▶ [What you need to do]:
Please write out the lines of the data exactly, beginning with the first and ending with the line containing "import React from 'react';"; leave the pictures behind.

▶ [Given data]:
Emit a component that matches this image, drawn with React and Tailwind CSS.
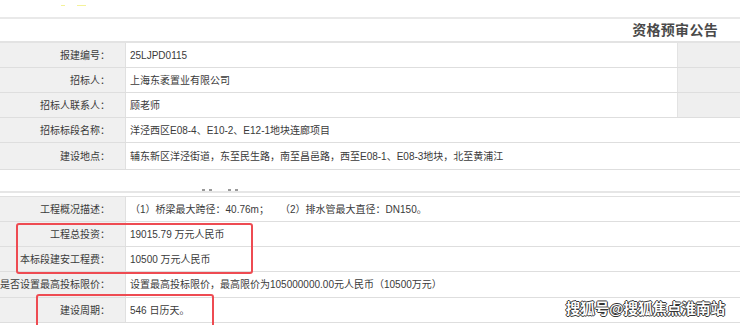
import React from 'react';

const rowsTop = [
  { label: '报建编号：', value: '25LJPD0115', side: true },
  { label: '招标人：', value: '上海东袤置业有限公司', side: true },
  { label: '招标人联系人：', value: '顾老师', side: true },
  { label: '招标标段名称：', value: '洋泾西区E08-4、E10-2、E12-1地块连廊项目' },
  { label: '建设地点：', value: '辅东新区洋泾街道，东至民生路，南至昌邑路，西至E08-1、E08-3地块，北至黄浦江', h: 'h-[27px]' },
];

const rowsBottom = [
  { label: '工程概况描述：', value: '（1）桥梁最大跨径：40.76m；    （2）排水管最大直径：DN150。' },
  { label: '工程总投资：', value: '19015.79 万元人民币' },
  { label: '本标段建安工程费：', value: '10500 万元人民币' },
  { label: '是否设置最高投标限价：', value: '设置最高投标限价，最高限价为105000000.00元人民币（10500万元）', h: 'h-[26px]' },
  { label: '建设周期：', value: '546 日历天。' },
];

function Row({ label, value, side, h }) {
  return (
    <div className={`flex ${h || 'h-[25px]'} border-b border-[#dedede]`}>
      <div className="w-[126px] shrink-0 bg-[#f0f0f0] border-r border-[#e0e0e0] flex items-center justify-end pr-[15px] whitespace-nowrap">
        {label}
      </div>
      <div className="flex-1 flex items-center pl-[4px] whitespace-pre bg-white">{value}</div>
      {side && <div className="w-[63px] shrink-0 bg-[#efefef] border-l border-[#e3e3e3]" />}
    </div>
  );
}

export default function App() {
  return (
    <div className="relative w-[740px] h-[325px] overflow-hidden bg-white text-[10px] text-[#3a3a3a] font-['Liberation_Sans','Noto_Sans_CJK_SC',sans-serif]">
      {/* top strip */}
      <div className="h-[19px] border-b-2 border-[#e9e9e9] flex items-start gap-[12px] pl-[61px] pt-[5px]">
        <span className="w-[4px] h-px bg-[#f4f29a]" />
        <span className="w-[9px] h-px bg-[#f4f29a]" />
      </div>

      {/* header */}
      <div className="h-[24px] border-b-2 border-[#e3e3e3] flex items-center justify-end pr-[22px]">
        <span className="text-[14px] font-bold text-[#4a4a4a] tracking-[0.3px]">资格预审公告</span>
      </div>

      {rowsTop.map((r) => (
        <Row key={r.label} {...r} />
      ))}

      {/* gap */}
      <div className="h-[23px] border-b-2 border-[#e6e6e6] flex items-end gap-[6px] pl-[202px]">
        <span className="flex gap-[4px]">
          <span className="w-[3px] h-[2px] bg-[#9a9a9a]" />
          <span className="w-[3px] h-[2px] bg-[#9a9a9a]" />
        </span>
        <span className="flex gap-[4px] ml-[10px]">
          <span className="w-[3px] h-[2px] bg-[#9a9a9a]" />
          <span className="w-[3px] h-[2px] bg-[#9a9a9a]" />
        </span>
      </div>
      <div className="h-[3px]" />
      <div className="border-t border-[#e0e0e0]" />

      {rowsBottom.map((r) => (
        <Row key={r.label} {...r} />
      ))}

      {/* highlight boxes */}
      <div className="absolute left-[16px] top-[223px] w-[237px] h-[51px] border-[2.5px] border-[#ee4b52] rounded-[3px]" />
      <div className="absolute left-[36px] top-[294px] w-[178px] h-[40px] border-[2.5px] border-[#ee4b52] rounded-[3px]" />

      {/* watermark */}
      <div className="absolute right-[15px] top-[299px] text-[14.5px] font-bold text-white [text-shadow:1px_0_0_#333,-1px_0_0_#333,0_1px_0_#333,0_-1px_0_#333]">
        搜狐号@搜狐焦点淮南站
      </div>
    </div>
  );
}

▶ [Exercise answer]:
Emit a component that matches this image, drawn with React and Tailwind CSS.
import React from 'react';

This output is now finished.